Bashundhara Group has made new investments in the LPG tanker sector. At present, Bashundhara Group has three ships for LPG transportation. The group also owns another cargo ship.

Lured by global shipping heydays?

While major ports are backlogged and there is a huge dearth of containers, global shipping companies are making record profits, some reaching highest in 117 years or even rivalling the profit of Apple Inc.

The world's biggest container shipping line, AP Moller-Maersk A/S hopes to make more than three-time profits this year than the previous estimate and 15 times the amount the Danish shipping giant saw in 2019. Six months' earnings of Germany's Hapag-Lloyd AG have surpassed its earnings of the previous ten years combined.

Surging freight rates stemming from global supply chain snarl-ups mean headache for businesses, manufacturers and consumers, but big profits for ocean liners.

Cancelled or delayed voyages, high freight rates and congestion surcharges—all add to their income.

While record numbers of ocean liners are waiting off the coast of congested ports like Los Angeles and Long Beach in the USA, ocean freight companies continue to make money.

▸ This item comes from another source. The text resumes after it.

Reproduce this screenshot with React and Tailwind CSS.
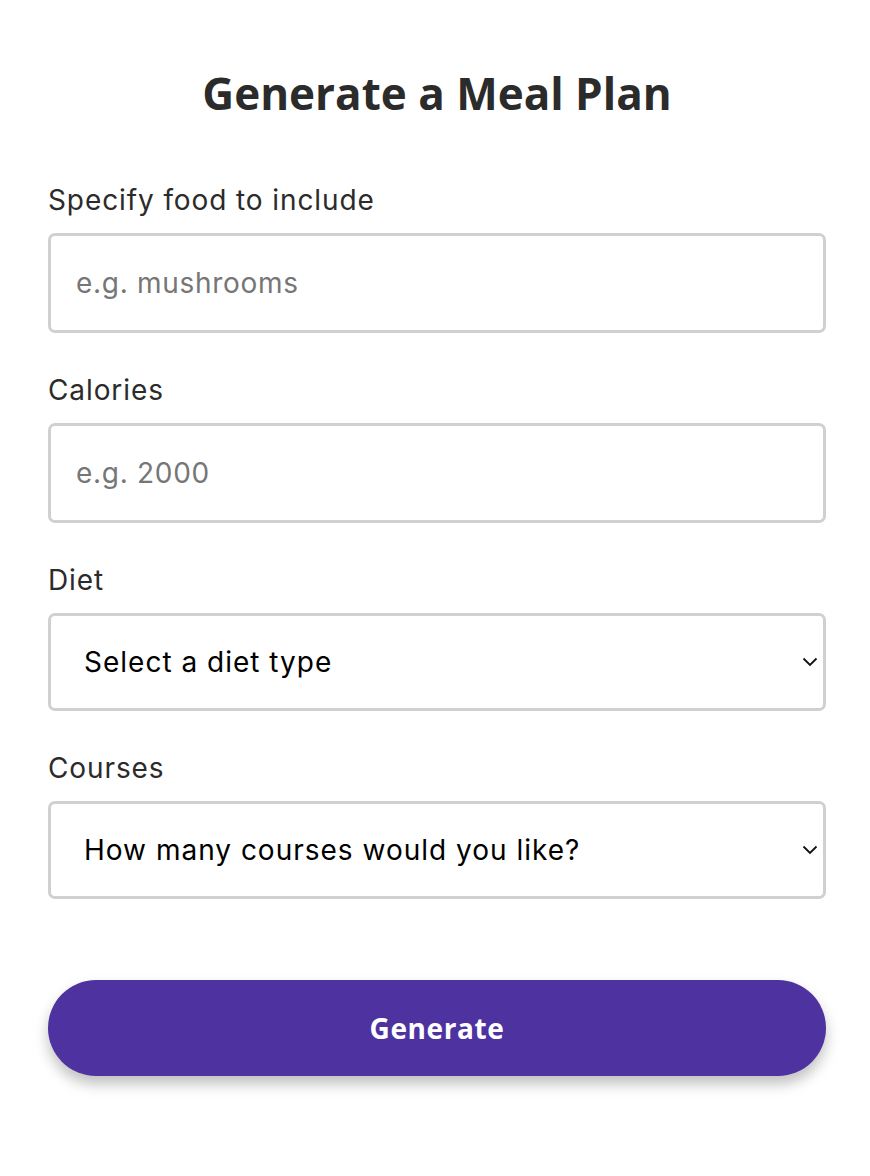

Freight cost to send a 40-foot container from China to California surged 10-fold to the range of $15,000 to $17,000, and the trend is predicted to remain through Christmas days to the middle of next year.

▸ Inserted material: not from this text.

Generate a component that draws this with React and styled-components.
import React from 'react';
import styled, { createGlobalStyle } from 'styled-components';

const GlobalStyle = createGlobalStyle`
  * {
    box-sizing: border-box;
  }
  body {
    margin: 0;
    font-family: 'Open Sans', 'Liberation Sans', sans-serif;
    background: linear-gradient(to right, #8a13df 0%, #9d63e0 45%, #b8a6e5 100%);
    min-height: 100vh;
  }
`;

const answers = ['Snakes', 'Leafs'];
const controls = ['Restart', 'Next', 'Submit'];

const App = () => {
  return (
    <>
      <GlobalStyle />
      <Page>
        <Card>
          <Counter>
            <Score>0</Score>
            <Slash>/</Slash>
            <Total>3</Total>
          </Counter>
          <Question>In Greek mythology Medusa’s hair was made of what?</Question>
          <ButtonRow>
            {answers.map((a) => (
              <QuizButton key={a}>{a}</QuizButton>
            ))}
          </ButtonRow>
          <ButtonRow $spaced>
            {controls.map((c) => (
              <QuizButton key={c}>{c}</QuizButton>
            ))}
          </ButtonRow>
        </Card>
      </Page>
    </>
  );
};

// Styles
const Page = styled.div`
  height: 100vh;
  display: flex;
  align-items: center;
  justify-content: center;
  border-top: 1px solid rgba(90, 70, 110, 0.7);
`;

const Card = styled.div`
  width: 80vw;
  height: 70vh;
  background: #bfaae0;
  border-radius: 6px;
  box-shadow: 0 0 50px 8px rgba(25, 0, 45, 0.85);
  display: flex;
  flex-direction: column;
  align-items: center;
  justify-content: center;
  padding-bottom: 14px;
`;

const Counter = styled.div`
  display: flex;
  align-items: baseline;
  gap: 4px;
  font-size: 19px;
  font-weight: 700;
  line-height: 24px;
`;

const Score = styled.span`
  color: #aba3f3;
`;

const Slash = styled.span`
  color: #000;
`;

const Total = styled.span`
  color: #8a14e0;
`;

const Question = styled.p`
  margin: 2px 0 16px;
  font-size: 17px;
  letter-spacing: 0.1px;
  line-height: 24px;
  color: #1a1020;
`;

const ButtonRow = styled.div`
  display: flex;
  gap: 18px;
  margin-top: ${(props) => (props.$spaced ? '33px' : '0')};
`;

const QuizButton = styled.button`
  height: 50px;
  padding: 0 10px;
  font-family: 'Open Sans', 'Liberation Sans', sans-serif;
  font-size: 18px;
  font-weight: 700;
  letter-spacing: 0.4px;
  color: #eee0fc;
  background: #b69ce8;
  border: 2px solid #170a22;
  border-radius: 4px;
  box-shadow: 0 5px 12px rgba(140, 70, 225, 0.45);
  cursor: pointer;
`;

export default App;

Are local companies putting money into ships in the hope to grab a pie from the global shipping bonanza out of the crisis?

Business executives said it might be a part of the strategy, but they in fact started relooking in the ocean container freights after the favourable law was enacted two years back.

Azam J Chowdhury, president at Bangladesh Ocean Going Ship Owners Association, told TBS most investments made in Bangladeshi flag carrier vessels over the last two years are for transporting their own goods. Bangladeshi entrepreneurs have the potential to invest more in this sector.

But the government has to fully implement the provisions of the flag vessel protection act, he added.

Anis Ud Daula, executive director at HR Lines Ltd, an affiliate of the Karnaphuli Group, told TBS that since the company has been involved in the shipping business for a long time, it has added six feeder vessels to its fleet over time.

At present, these ships can transport 25,000 TEU or Twenty-foot Equivalent Unit of import and export containers per month.

The deputy managing director of Kabir Group said surging freight costs is also a factor that brought in investments in the oceangoing shipping sector.